Konzert: Steven Wilson
Ort: Junge Garde Dresden
Datum: 14.07.2018
Dauer: 150 min
Zuschauer: ca. 1500
Endlich war es der 14. Juli und die Vorfreude auf mein drittes Steven Wilson-Konzert - noch dazu unter freiem Himmel in einer der schönsten Freilichtbühnen mindestens in Sachsen war riesig. Bei Ankunft im Großen Garten waren nur wenige Leute unterwegs, obwohl wir spät dran waren. Auch die Wiese vor der Garde war leer, nicht mal ein öffentlicher gastronomischer Betreuerwagen war geöoffnet. Am Einlass war kaum Andrang. Hmm... Bevor hier überhaupt etwas anbrennen sollte, ging es gleich zum Merch. Hier entspann sich ob der leeren Ränge ein kleiner Dialog mit dem Händler. Seiner Meinung nach ist Dresden nach wie vor ein Tal der Ahnungslosen und Steven Wilson ist eben nicht Roland Kaiser. Dennoch waren wir uns einig: Respekt vor Steven Wilson und den Aufrechten, die dada waren und bei 5000 Plätzen immerhin ein gutes Drittel füllten. Mich beschleicht bei wenig gefüllten Konzertstätten immer ein Unwohlsein, weil ich nicht weiß wie Künstler mit sowas umgehen und darauf reagieren.

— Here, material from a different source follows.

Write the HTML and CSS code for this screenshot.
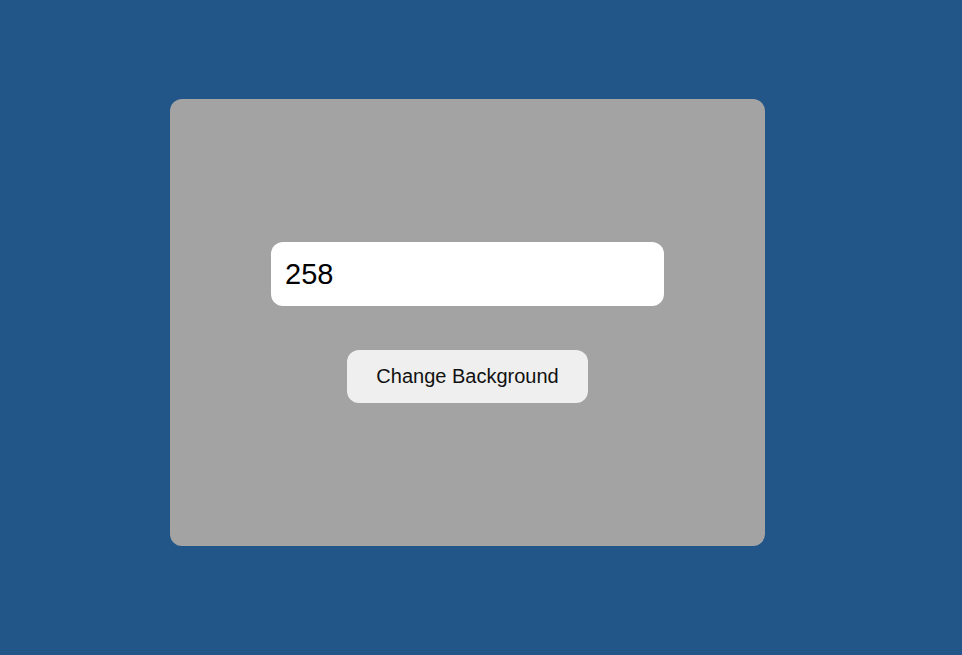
FILE: index.html
```html
<!DOCTYPE html>
<html>
<head>
<meta charset="utf-8">
<link rel="stylesheet" href="styles.css">
</head>
<body>
<main class="page">
  <section class="card">
    <input class="value-input" type="text" value="258">
    <button class="change-btn">Change Background</button>
  </section>
</main>
</body>
</html>
```
FILE: styles.css
```css
html, body {
  margin: 0;
  padding: 0;
}
body {
  background: #235688;
  font-family: "Liberation Sans", Arial, sans-serif;
  width: 962px;
  height: 655px;
  overflow: hidden;
}
.page {
  padding: 99px 0 0 170px;
}
.card {
  width: 595px;
  height: 447px;
  background: #a3a3a3;
  border-radius: 12px;
  display: flex;
  flex-direction: column;
  align-items: center;
  justify-content: center;
  gap: 44px;
}
.value-input {
  box-sizing: border-box;
  width: 393px;
  height: 64px;
  border: none;
  outline: none;
  border-radius: 12px;
  background: #ffffff;
  padding: 0 14px;
  font-family: "Liberation Sans", Arial, sans-serif;
  font-size: 29px;
  color: #000;
}
.change-btn {
  box-sizing: border-box;
  width: 241px;
  height: 53px;
  border: none;
  border-radius: 12px;
  background: #efefef;
  font-family: "Liberation Sans", Arial, sans-serif;
  font-size: 20px;
  color: #111;
  padding: 0;
}
```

Als Steven Wilson und seine Begleitband die Bühne betraten wurden sie bejubelt und lautstark begrüßt. Und der Meister ging sofort ans Mikro für ein paar Begrüßungsworte und los ging's mit Nowhere now und Pariah vom neuen Album mit Ninet Tayeb auf der Videoleinwand. Dann stöberte Steven Wilson in der Fundgrube seiner Schätze bis mit Refuge mein Höhepunkt des Abends kam, der Texte wegen und wegen der dazu eingespielten nahegehenden Videobilder.

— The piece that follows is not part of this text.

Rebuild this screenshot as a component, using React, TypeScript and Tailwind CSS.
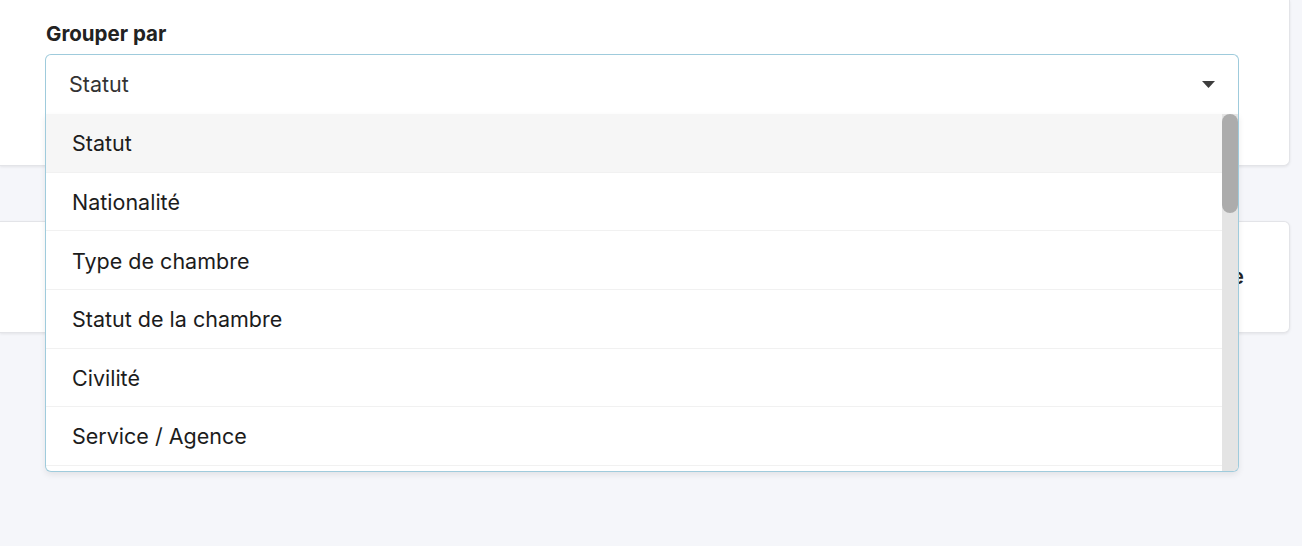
const options = [
  'Statut',
  'Nationalité',
  'Type de chambre',
  'Statut de la chambre',
  'Civilité',
  'Service / Agence',
];

export default function App() {
  const selected = 'Statut';

  return (
    <div
      className="relative h-[546px] w-[1302px] overflow-hidden bg-[#f5f6fa] text-[#222]"
      style={{ fontFamily: 'Inter, "Noto Sans", sans-serif' }}
    >
      <div className="flex w-[1290px] flex-col gap-[55px]">
        {/* Filter card */}
        <div className="h-[166px] rounded-br-md border-b border-r border-[#e3e4e8] bg-white px-[46px] pt-[21px] shadow-[0_1px_3px_rgba(0,0,0,0.08)]">
          <div className="relative">
            <label className="block text-[20.5px] leading-[26px] font-bold text-[#222]">Grouper par</label>
            <div className="mt-[7px] w-[1194px] -ml-px">
              <button className="flex h-[60px] w-full items-center justify-between rounded-t-md border border-b-0 border-[#9fcbdc] bg-white pl-[23px] pr-[22px] text-left">
                <span className="text-[21.5px] text-[#333]">{selected}</span>
                <svg width="13" height="7" viewBox="0 0 13 7" className="mr-[1px]">
                  <path d="M0 0h13L6.5 7z" fill="#3d3d3d" />
                </svg>
              </button>

              {/* Open dropdown list */}
              <div className="absolute left-[-1px] top-[93px] z-10 flex h-[358px] w-[1194px] overflow-hidden rounded-b-md border border-t-0 border-[#9fcbdc] bg-white shadow-[0_3px_6px_rgba(0,0,0,0.08)]">
                <ul className="flex-1">
                  {options.map((opt) => (
                    <li
                      key={opt}
                      className={`flex h-[58.67px] items-center border-b border-[#f1f1f1] pl-[26px] pt-[1px] text-[21.5px] text-[#1c1c1c] ${
                        opt === selected ? 'bg-[#f6f6f6]' : 'bg-white'
                      }`}
                    >
                      {opt}
                    </li>
                  ))}
                </ul>
                <div className="w-[16px] bg-[#e4e4e4]">
                  <div className="h-[99px] rounded-full bg-[#acacac]" />
                </div>
              </div>
            </div>
          </div>
        </div>

        {/* Summary card */}
        <div className="flex h-[112px] items-center justify-end rounded-r-md border border-l-0 border-[#e3e4e8] bg-white pr-[45px] shadow-[0_1px_3px_rgba(0,0,0,0.08)]">
          <span className="text-[21px] font-semibold text-[#222]">Répartition par statut de la réservation globale</span>
        </div>
      </div>
    </div>
  );
}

Steven Wilson nutzte die Bühne, um von Seite zu Seite und von Kollege zu Kollege zu wandern und zu tanzen, er dirigierte das Publikum und spielte mit uns. Im Verlaufe des Abends war dies meine größte Überraschung: ich hatte das Gefühl einen verwandelten Steven Wilson vor mir zu haben. Ganz im Gegensatz zu den Konzerten der Vergangenheit ist aus ihm ein Entertainer geworden, der sich die T-Shirts der Fans ansah und kommentierte, ein ABBA-Fan nicht weit von einem Sodom-Shirt, Bandbreite halt! Und dann sah er das SAGA - T-shirt. Er erzählte, dass er die Band nicht kannte, bevor ihn ein Interviewer fragte, ob er richtig liege mit der Vermutung nach Saga-Einflüssen in Steven Wilsons Musik. Dafür erwähnte er seine Wurzeln wie Ashra Tempel und Neu!, von denen letztere hier kaum bekannt waren. Steven Wilson entschuldigte sich dafür, dass er uns unsere eigenen musikalischen Wegbereiter nahegebracht hatte. Aber Saga blieb der running gag des Abends.

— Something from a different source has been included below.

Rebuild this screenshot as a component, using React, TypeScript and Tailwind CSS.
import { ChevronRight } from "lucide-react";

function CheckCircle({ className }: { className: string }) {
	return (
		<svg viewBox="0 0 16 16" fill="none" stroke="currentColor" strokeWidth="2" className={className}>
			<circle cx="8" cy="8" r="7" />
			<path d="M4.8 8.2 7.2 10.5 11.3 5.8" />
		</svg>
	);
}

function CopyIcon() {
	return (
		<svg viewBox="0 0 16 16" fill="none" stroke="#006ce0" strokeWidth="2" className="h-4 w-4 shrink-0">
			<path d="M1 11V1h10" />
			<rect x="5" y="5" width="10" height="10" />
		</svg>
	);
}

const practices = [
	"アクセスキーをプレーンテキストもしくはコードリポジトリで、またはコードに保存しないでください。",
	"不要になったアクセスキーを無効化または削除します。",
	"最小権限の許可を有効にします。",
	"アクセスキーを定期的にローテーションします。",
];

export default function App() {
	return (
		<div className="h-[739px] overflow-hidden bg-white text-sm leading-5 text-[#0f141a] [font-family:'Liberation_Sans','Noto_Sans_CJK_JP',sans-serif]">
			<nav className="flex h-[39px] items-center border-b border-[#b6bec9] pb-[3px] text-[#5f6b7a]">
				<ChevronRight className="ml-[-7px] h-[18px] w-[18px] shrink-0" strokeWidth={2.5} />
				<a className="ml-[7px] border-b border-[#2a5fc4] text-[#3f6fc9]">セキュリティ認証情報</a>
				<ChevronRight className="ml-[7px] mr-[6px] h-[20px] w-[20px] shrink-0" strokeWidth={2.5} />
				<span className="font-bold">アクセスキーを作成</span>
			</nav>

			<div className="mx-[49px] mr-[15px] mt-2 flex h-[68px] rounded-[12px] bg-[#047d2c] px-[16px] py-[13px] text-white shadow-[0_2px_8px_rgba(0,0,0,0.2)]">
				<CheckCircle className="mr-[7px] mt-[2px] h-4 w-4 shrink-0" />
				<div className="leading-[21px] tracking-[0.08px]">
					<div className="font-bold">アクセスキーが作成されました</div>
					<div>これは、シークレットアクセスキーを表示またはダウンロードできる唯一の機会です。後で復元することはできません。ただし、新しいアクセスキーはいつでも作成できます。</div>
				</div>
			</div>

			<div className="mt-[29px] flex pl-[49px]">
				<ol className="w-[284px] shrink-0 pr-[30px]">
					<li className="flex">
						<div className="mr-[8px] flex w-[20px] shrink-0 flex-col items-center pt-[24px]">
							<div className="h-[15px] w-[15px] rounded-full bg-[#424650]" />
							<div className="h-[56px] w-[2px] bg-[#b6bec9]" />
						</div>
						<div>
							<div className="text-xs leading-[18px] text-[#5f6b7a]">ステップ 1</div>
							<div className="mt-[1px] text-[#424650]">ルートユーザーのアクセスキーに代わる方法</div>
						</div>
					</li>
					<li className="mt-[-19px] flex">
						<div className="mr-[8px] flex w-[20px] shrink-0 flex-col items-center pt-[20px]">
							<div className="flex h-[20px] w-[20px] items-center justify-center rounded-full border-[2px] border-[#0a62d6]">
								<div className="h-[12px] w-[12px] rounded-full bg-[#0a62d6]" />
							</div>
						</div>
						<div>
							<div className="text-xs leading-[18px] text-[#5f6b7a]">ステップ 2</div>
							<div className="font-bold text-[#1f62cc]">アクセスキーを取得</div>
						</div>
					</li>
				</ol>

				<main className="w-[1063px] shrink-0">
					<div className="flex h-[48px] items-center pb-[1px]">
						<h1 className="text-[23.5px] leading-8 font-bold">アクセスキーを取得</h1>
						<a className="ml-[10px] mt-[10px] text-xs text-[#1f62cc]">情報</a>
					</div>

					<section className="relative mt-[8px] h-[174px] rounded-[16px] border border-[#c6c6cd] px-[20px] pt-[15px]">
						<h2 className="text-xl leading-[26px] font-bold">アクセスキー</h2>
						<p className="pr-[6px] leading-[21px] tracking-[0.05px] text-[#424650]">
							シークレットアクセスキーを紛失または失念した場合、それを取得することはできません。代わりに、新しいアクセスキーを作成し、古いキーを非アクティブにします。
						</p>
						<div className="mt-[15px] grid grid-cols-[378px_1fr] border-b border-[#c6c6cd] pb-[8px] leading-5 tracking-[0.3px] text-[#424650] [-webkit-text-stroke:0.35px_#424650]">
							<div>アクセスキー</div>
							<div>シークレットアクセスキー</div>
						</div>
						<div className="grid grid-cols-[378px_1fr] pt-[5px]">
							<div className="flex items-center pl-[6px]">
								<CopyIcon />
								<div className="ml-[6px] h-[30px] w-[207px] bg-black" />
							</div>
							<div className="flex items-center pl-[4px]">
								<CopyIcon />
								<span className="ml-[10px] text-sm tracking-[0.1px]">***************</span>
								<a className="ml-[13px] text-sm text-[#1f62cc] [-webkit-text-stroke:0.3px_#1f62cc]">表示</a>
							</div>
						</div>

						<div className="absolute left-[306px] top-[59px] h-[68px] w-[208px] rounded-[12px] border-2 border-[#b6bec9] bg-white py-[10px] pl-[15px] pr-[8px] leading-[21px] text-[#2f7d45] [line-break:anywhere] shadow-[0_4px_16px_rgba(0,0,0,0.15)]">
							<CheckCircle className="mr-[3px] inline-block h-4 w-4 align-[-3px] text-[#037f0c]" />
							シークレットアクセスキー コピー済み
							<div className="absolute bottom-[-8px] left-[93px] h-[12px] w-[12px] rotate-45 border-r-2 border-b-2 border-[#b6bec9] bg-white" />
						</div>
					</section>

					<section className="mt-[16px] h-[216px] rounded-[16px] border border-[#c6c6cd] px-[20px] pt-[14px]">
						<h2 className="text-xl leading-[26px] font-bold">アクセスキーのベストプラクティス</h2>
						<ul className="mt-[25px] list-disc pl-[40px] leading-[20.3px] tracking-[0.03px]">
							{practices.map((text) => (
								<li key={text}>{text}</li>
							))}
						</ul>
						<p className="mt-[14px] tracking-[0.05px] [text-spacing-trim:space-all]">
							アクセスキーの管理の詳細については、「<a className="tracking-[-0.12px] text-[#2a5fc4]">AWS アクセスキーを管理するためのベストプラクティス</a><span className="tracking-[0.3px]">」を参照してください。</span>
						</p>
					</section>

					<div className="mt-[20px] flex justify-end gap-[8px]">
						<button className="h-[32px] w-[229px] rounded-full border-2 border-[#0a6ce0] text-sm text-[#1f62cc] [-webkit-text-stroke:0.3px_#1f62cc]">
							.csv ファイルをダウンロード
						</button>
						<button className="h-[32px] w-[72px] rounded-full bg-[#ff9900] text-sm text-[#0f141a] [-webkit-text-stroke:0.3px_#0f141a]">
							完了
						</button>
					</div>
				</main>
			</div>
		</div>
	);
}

Zur Musik: Steven Wilson spielte natürlich die Songs des aktuellen Albums ergänzt durch eine Reihe Titel aus seinem schier unerschöpflichen Katalog bis hin zu Porcupine Tree-Songs aus den Anfangsjahren dieses Jahrtausends. Und: ich hatte hier schon Abende erlebt, an denen es mir fast die Trommelfelle zerschoss, heute jedoch war die Anlage aufs Beste ausgesteuert und das Zuhören ein Genuss. Die Begleiter glänzten in Soli und als ganzes Ensemble und wurden bei den passenden Gelegenheiten gefeiert.
Nach der Pause brachte Steven Wilson den bekannten und obligatorischen Hinweis, dass er ja bestuhlte Konzerte nicht mag. Wer's glaubt... Und er wundert sich immer wieder, warum die Säle voller Stühle sind und bat Leute mindestens zu Permanating aufzustehen und zu tanzen. Da standen aber eh schon fast alle. Und irgendwie schien er es zu genießen, das Publikum zu fordern und zu unterhalten - halt eine ganz neue Erfahrung.
Vielleicht hat seine musikalische Entwicklung hin zu To the bone auch dazu geführt, dass die enorme Verbreitung des Albums und seiner Musik auch Steven Wilson geöffnet hat. Alle auf und vor der Bühne fühlten sich sichtlich gut.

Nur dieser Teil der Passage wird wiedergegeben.